Reconstruction of spectral irradiance in a real application with a multi-channel spectral sensor using convolutional neural networks.

Lighting is not only a key mediator for the perception of the architectural space but also plays a crucial role regarding the long-term well-being of its human occupants. Future lighting solutions must therefore be capable of monitoring lighting parameters to allow for a dynamic compensation of temporal changes from the optimal or intended conditions. Although mostly based on synthetic data, previous studies adopting small, low-cost, multi-band color sensors for this kind of parameter estimation have reported some promising preliminary results.
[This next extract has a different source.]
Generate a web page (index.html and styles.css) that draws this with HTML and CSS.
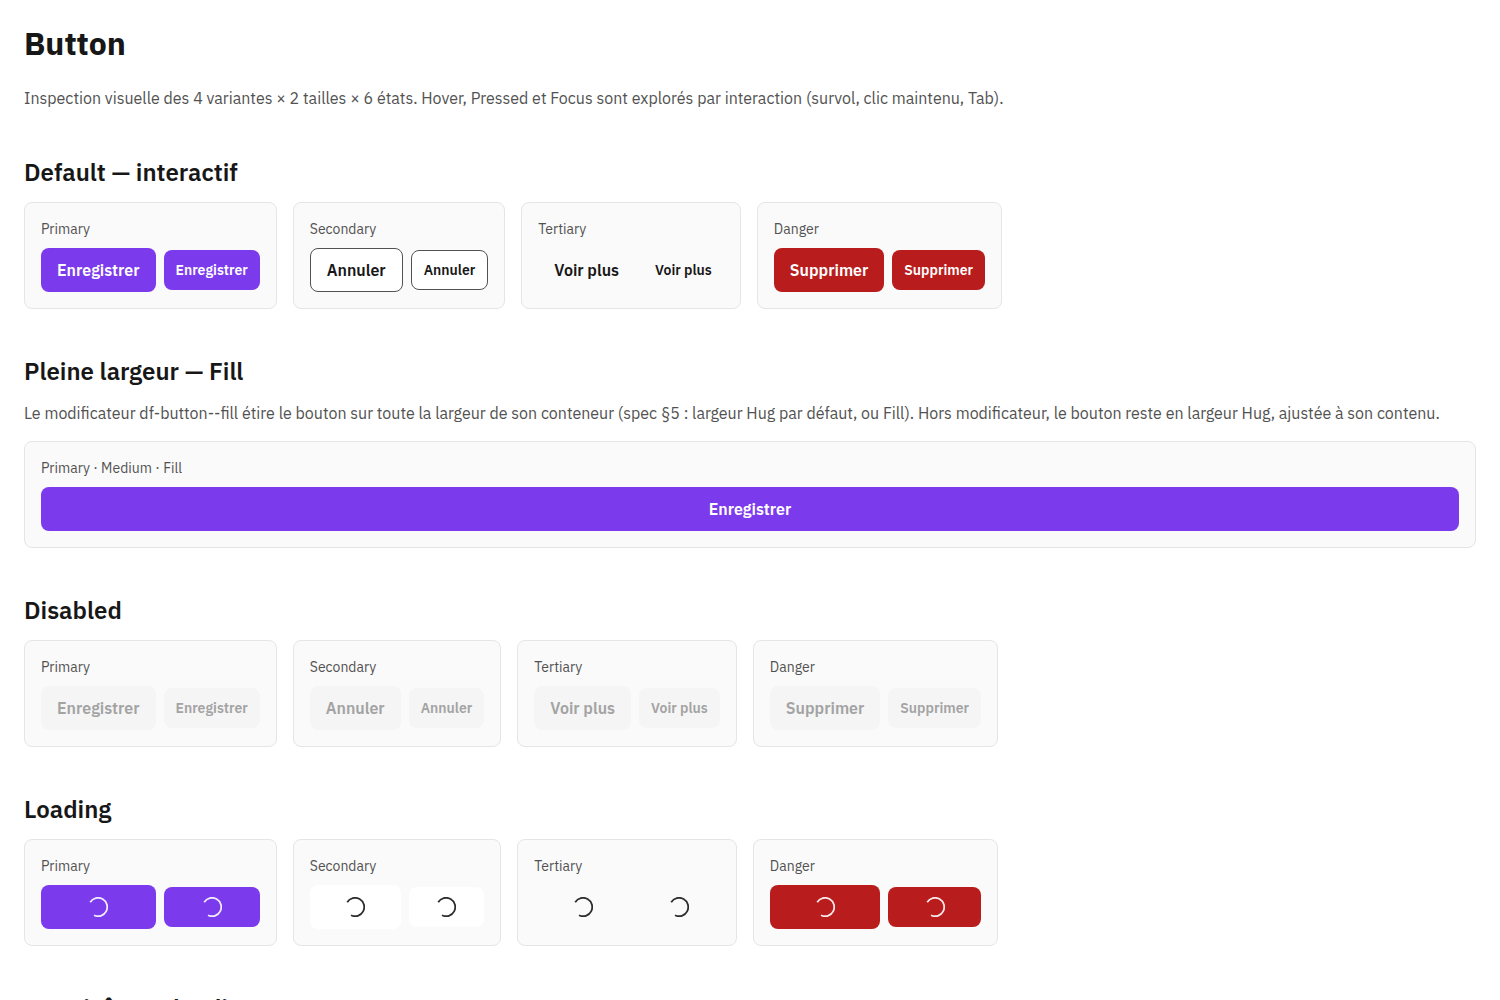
FILE: index.html
```html
<!DOCTYPE html>
<html lang="fr">
<head>
    <meta charset="UTF-8">
    <meta name="viewport" content="width=device-width, initial-scale=1.0">
    <title>Button</title>
    <link rel="stylesheet" href="styles.css">
</head>
<body>
    <!-- Spinner partagé par tous les boutons en chargement -->
    <svg class="sprite" aria-hidden="true">
        <symbol id="spinner" viewBox="0 0 20 20">
            <path d="M2.2 5.2A9.2 9.2 0 1 1 6 18.3" fill="none" stroke="currentColor" stroke-width="1.8"/>
        </symbol>
    </svg>

    <main class="page">
        <header class="intro">
            <h1>Button</h1>
            <p>Inspection visuelle des 4 variantes × 2 tailles × 6 états. Hover, Pressed et Focus sont explorés par interaction (survol, clic maintenu, Tab).</p>
        </header>

        <section class="section">
            <h2>Default — interactif</h2>
            <div class="row">
                <div class="card">
                    <span class="label">Primary</span>
                    <div class="buttons">
                        <button type="button" class="df-button df-button--primary">Enregistrer</button>
                        <button type="button" class="df-button df-button--primary df-button--small">Enregistrer</button>
                    </div>
                </div>
                <div class="card">
                    <span class="label">Secondary</span>
                    <div class="buttons">
                        <button type="button" class="df-button df-button--secondary">Annuler</button>
                        <button type="button" class="df-button df-button--secondary df-button--small">Annuler</button>
                    </div>
                </div>
                <div class="card">
                    <span class="label">Tertiary</span>
                    <div class="buttons">
                        <button type="button" class="df-button df-button--tertiary">Voir plus</button>
                        <button type="button" class="df-button df-button--tertiary df-button--small">Voir plus</button>
                    </div>
                </div>
                <div class="card">
                    <span class="label">Danger</span>
                    <div class="buttons">
                        <button type="button" class="df-button df-button--danger">Supprimer</button>
                        <button type="button" class="df-button df-button--danger df-button--small">Supprimer</button>
                    </div>
                </div>
            </div>
        </section>

        <section class="section">
            <h2>Pleine largeur — Fill</h2>
            <p>Le modificateur df-button--fill étire le bouton sur toute la largeur de son conteneur (spec §5 : largeur Hug par défaut, ou Fill). Hors modificateur, le bouton reste en largeur Hug, ajustée à son contenu.</p>
            <div class="card">
                <span class="label">Primary · Medium · Fill</span>
                <button type="button" class="df-button df-button--primary df-button--fill">Enregistrer</button>
            </div>
        </section>

        <section class="section">
            <h2>Disabled</h2>
            <div class="row">
                <div class="card">
                    <span class="label">Primary</span>
                    <div class="buttons">
                        <button type="button" class="df-button df-button--primary" disabled>Enregistrer</button>
                        <button type="button" class="df-button df-button--primary df-button--small" disabled>Enregistrer</button>
                    </div>
                </div>
                <div class="card">
                    <span class="label">Secondary</span>
                    <div class="buttons">
                        <button type="button" class="df-button df-button--secondary" disabled>Annuler</button>
                        <button type="button" class="df-button df-button--secondary df-button--small" disabled>Annuler</button>
                    </div>
                </div>
                <div class="card">
                    <span class="label">Tertiary</span>
                    <div class="buttons">
                        <button type="button" class="df-button df-button--tertiary" disabled>Voir plus</button>
                        <button type="button" class="df-button df-button--tertiary df-button--small" disabled>Voir plus</button>
                    </div>
                </div>
                <div class="card">
                    <span class="label">Danger</span>
                    <div class="buttons">
                        <button type="button" class="df-button df-button--danger" disabled>Supprimer</button>
                        <button type="button" class="df-button df-button--danger df-button--small" disabled>Supprimer</button>
                    </div>
                </div>
            </div>
        </section>

        <section class="section">
            <h2>Loading</h2>
            <div class="row">
                <div class="card">
                    <span class="label">Primary</span>
                    <div class="buttons">
                        <button type="button" class="df-button df-button--primary df-button--loading" aria-busy="true" aria-label="Enregistrer"><span class="text">Enregistrer</span><svg class="spinner"><use href="#spinner"/></svg></button>
                        <button type="button" class="df-button df-button--primary df-button--small df-button--loading" aria-busy="true" aria-label="Enregistrer"><span class="text">Enregistrer</span><svg class="spinner"><use href="#spinner"/></svg></button>
                    </div>
                </div>
                <div class="card">
                    <span class="label">Secondary</span>
                    <div class="buttons">
                        <button type="button" class="df-button df-button--secondary df-button--loading" aria-busy="true" aria-label="Annuler"><span class="text">Annuler</span><svg class="spinner"><use href="#spinner"/></svg></button>
                        <button type="button" class="df-button df-button--secondary df-button--small df-button--loading" aria-busy="true" aria-label="Annuler"><span class="text">Annuler</span><svg class="spinner"><use href="#spinner"/></svg></button>
                    </div>
                </div>
                <div class="card">
                    <span class="label">Tertiary</span>
                    <div class="buttons">
                        <button type="button" class="df-button df-button--tertiary df-button--loading" aria-busy="true" aria-label="Voir plus"><span class="text">Voir plus</span><svg class="spinner"><use href="#spinner"/></svg></button>
                        <button type="button" class="df-button df-button--tertiary df-button--small df-button--loading" aria-busy="true" aria-label="Voir plus"><span class="text">Voir plus</span><svg class="spinner"><use href="#spinner"/></svg></button>
                    </div>
                </div>
                <div class="card">
                    <span class="label">Danger</span>
                    <div class="buttons">
                        <button type="button" class="df-button df-button--danger df-button--loading" aria-busy="true" aria-label="Supprimer"><span class="text">Supprimer</span><svg class="spinner"><use href="#spinner"/></svg></button>
                        <button type="button" class="df-button df-button--danger df-button--small df-button--loading" aria-busy="true" aria-label="Supprimer"><span class="text">Supprimer</span><svg class="spinner"><use href="#spinner"/></svg></button>
                    </div>
                </div>
            </div>
        </section>

        <section class="section">
            <h2>Avec icône — leading</h2>
        </section>
    </main>
</body>
</html>
```
FILE: styles.css
```css
* {
    box-sizing: border-box;
}
body {
    margin: 0;
    background: #fff;
    color: #171717;
    font-family: 'IBM Plex Sans', Roboto, sans-serif;
    font-size: 16px;
    line-height: 24px;
}
h1, h2, p {
    margin: 0;
}
h1 {
    font-size: 32px;
    font-weight: 700;
    line-height: 38px;
}
h2 {
    font-size: 24px;
    font-weight: 600;
    line-height: 28px;
}
p {
    color: #525252;
}
.sprite {
    display: none;
}
.page {
    display: flex;
    flex-direction: column;
    gap: 48px;
    padding: 24px;
}
.intro {
    display: flex;
    flex-direction: column;
    gap: 24px;
}
.section {
    display: flex;
    flex-direction: column;
    gap: 16px;
}
.row {
    display: flex;
    flex-wrap: wrap;
    gap: 16px;
}
.card {
    display: flex;
    flex-direction: column;
    gap: 8px;
    padding: 16px;
    border: 1px solid #e5e5e5;
    border-radius: 8px;
    background: #fafafa;
}
.label {
    color: #525252;
    font-size: 14px;
    line-height: 21px;
}
.buttons {
    display: flex;
    align-items: center;
    gap: 8px;
}

/* Bouton */
.df-button {
    position: relative;
    display: inline-flex;
    align-items: center;
    justify-content: center;
    min-height: 44px;
    padding: 0 16px;
    border: 0;
    border-radius: 8px;
    font: inherit;
    font-weight: 600;
    cursor: pointer;
}
.df-button--small {
    min-height: 40px;
    padding: 0 12px;
    font-size: 14px;
}
.df-button--primary {
    background: #7c3aed;
    color: #fff;
}
.df-button--primary:hover {
    background: #6d28d9;
}
.df-button--secondary {
    border: 1px solid #525252;
    background: #fff;
    color: #171717;
}
.df-button--tertiary {
    background: transparent;
    color: #171717;
}
.df-button--danger {
    background: #b91c1c;
    color: #fff;
}
.df-button--danger:hover {
    background: #991b1b;
}
.df-button:focus-visible {
    outline: 2px solid #7c3aed;
    outline-offset: 2px;
}
.df-button--fill {
    width: 100%;
}
.df-button:disabled {
    border: 0;
    background: #f5f5f5;
    color: #a3a3a3;
    cursor: not-allowed;
}
.df-button--loading {
    border: 0;
    cursor: progress;
}
.df-button--loading .text {
    visibility: hidden;
}
/* Le spinner recouvre le libellé masqué, qui garde la largeur du bouton */
.spinner {
    position: absolute;
    inset: 0;
    width: 20px;
    height: 20px;
    margin: auto;
    opacity: 0.9;
}
```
Building up on these findings, the present work introduces a new methodology for estimating the absolute spectral irradiances of real-world lighting scenarios from the responses of a 10-channel spectral sensor by using a convolutional neural network approach. The lighting scenarios considered here are based on a tunable white floor lamp system set up at three different indoor locations and comprise combinations of LED, fluorescent, tungsten, and daylight lighting conditions. For white light mixtures of the various spectral components, the proposed reconstruction methodology yields estimates of the spectral power distribution with an average root-mean-square error of 1.6%, an average Δu'v' of less than 0.001, and an average illuminance accuracy of 2.7%. Sensor metamerism is discussed as a limiting factor for the achievable spectral reconstruction accuracy with certain light mixtures.